## Problem statement
Copy out all lines where "this" appears.

*** Information given ***

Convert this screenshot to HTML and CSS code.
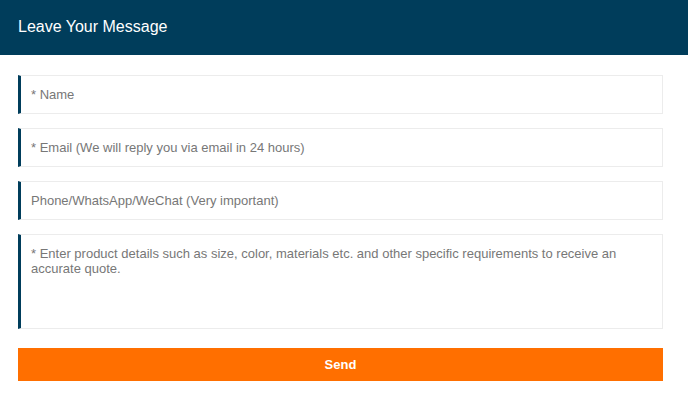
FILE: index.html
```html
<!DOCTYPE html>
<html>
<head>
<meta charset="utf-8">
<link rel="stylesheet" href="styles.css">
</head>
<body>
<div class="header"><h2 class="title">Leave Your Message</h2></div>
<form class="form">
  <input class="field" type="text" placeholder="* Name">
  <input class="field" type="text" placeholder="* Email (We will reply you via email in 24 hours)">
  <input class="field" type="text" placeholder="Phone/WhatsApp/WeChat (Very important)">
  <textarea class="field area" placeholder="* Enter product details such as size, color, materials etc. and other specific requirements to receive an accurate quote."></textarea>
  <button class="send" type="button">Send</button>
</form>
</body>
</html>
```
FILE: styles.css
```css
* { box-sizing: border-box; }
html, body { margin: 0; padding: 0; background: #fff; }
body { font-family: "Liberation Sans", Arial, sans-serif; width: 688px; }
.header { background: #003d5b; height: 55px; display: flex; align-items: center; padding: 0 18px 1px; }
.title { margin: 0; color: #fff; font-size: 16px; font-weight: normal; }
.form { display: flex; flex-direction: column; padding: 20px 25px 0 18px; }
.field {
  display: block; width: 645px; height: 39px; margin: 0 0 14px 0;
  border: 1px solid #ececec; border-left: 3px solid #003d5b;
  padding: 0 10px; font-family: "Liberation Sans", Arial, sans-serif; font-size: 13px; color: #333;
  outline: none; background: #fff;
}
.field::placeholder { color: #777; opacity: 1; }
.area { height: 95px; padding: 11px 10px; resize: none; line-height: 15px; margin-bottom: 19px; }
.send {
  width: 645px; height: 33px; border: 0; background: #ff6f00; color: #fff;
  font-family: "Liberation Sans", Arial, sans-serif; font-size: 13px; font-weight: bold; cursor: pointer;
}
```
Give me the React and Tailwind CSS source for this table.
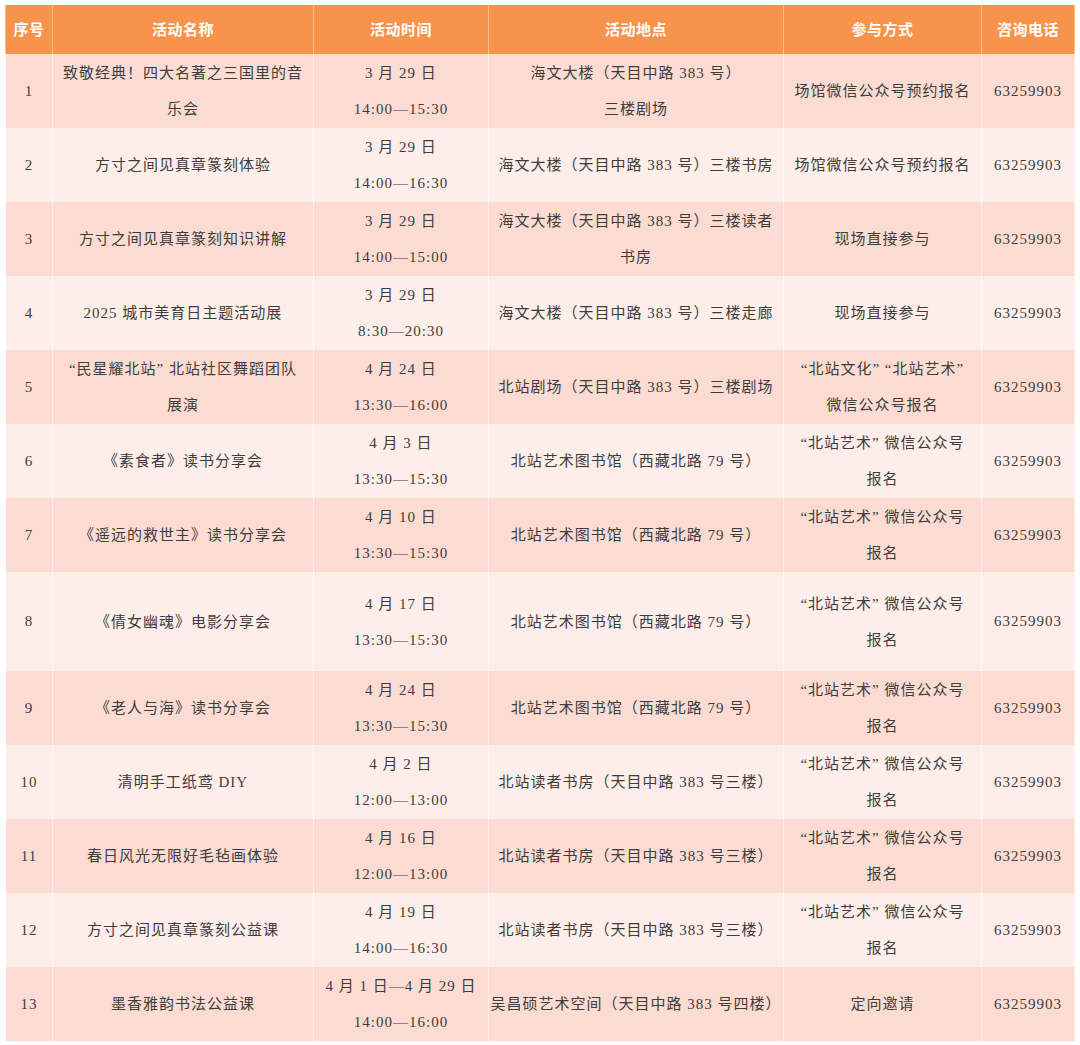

***

## Correct response
Convert this screenshot to HTML and CSS code.
Give me the React and Tailwind CSS source for this table.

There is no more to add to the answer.